Il calcio è una bestia infame. Ancora di più, lo sono i calciatori. Non tutti, almeno. C'è chi pensa meno al portafogli, chi si è ambientato talmente tanto bene da aver trasformato il proprio luogo lavorativo nella personale comfort zone.

Piotr Zielinski è vicino al rinnovo col Napoli fino al 2026, accettando quindi il taglio (o, per meglio dire, la diluizione) dello stipendio e rifiutando le ricchissime offerte arrivate dal nuovo paese dei balocchi chiamato Arabia Saudita. Addirittura alcuni soventi esperti di mercato parlavano di un Piotr con tantissima voglia di andare alla Lazio, oppure di un esubero da scaricare alla Juventus insieme a Giuntoli.

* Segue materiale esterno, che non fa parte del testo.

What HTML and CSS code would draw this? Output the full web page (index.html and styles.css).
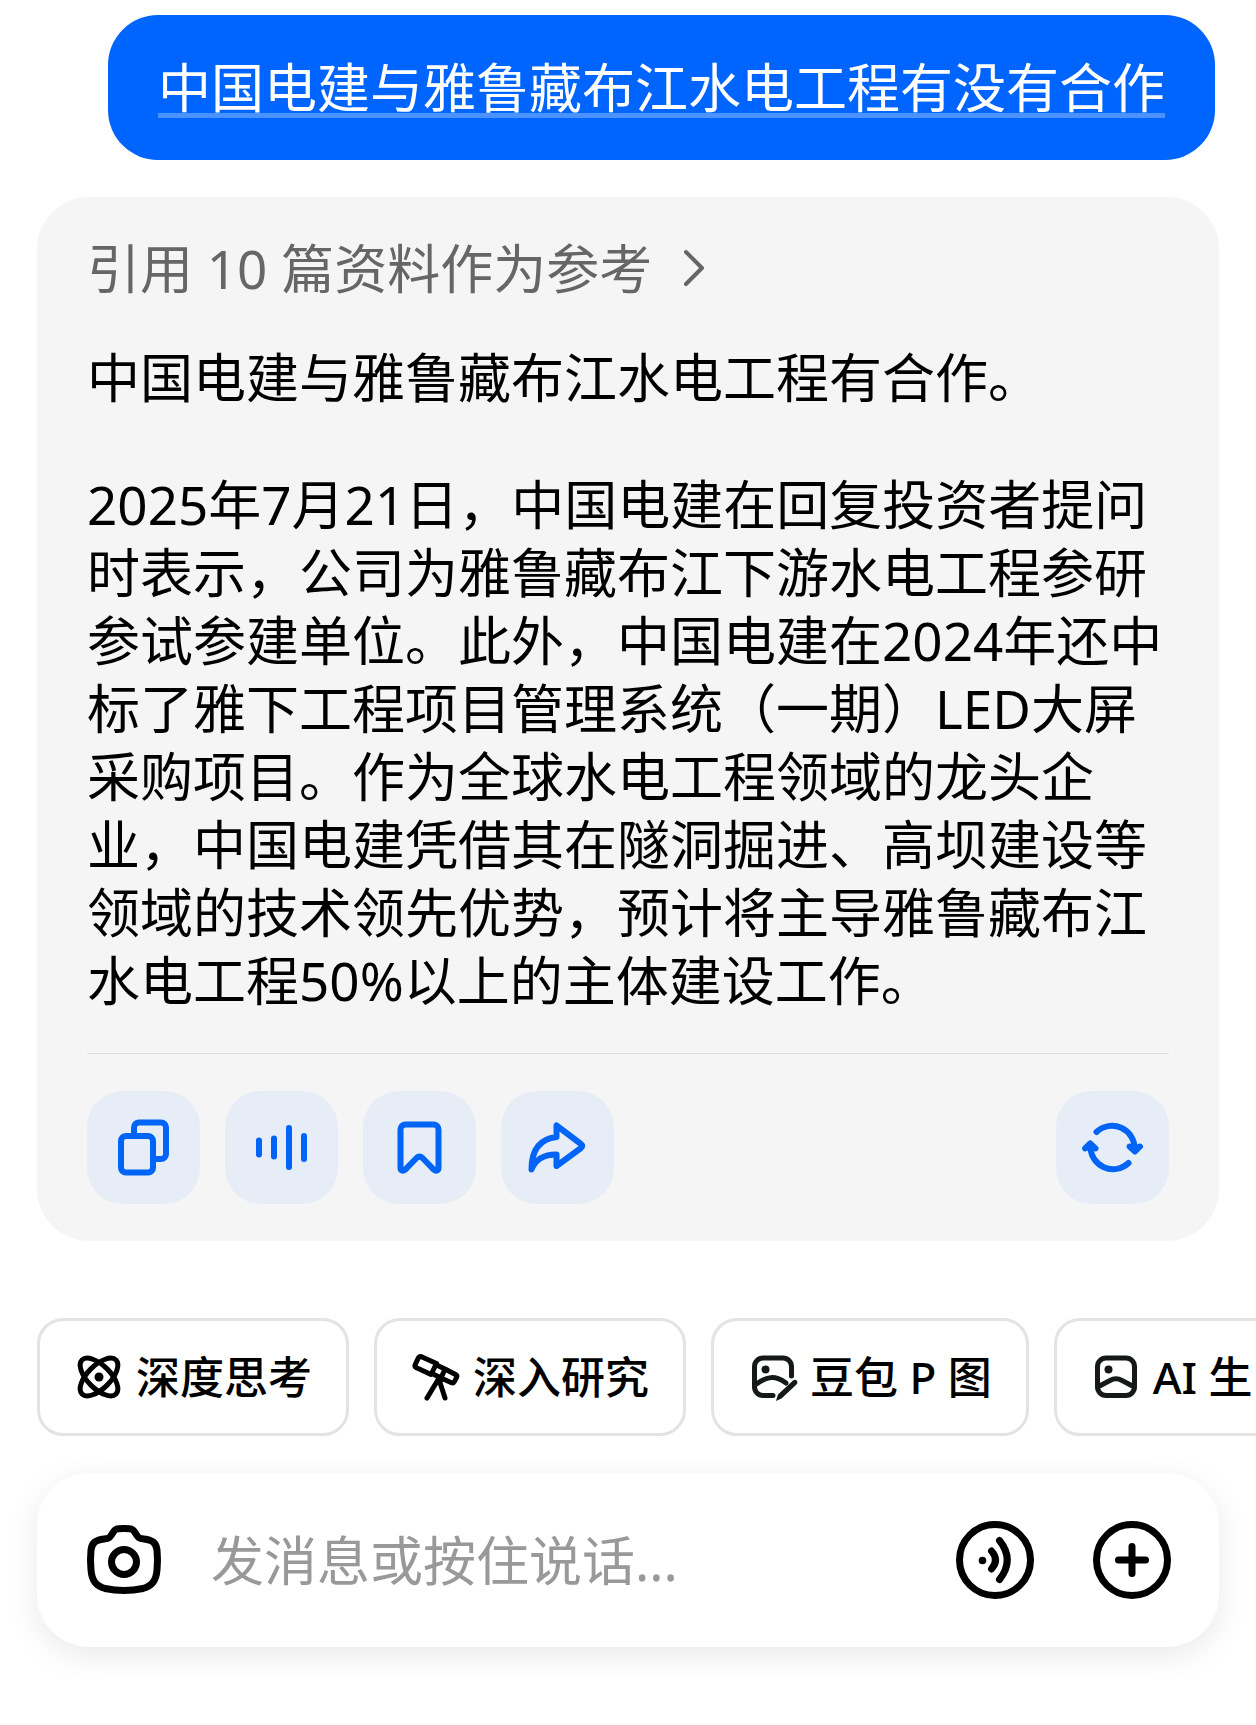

Zielinski-Napoli: un amore mai compreso

Quello di Zielinski per il Napoli è stato sempre un amore poco compreso, forse perché non rumoroso come quello riservato ad altri. Ad esempio nei confronti di chi dice di difendere la città, salvo poi andare a fare il secondo al Bayern Monaco, oppure di chi, da ultratrentenne, destina noni partenopei alla propria prole però chiede ancora la Luna per il rinnovo.

Zielinski no. Rare sono state le sue dimostrazioni di affetto, ma ha sempre fatto parlare il campo. Nell'immaginario collettivo di ogni napoletano, a questo Scudetto resterà sempre correlata l'immagine in testa all'articolo: quella di Piotr che, al gol di Raspadori contro la Juventus, si è fatto carico di tutta la sua napoletanità mai mostrata abbastaza e si è lasciato andare, così come avrebbe fatto qualsiasi tifoso del Napoli.

Zielinski non è stato Reina. E nemmeno Mertens. Zielinski è stato Piotr Zielinski: e forse è questo il motivo per il quale, senza proclami, con testa bassa e tanto lavoro, alternando prestazioni maiuscole a minuscole, pur con tutti i suoi difetti e i tantissimi pregi, è riuscito a essere ciò che gli altri non hanno fatto. Una bandiera azzurra. Reale, non soltanto sui social.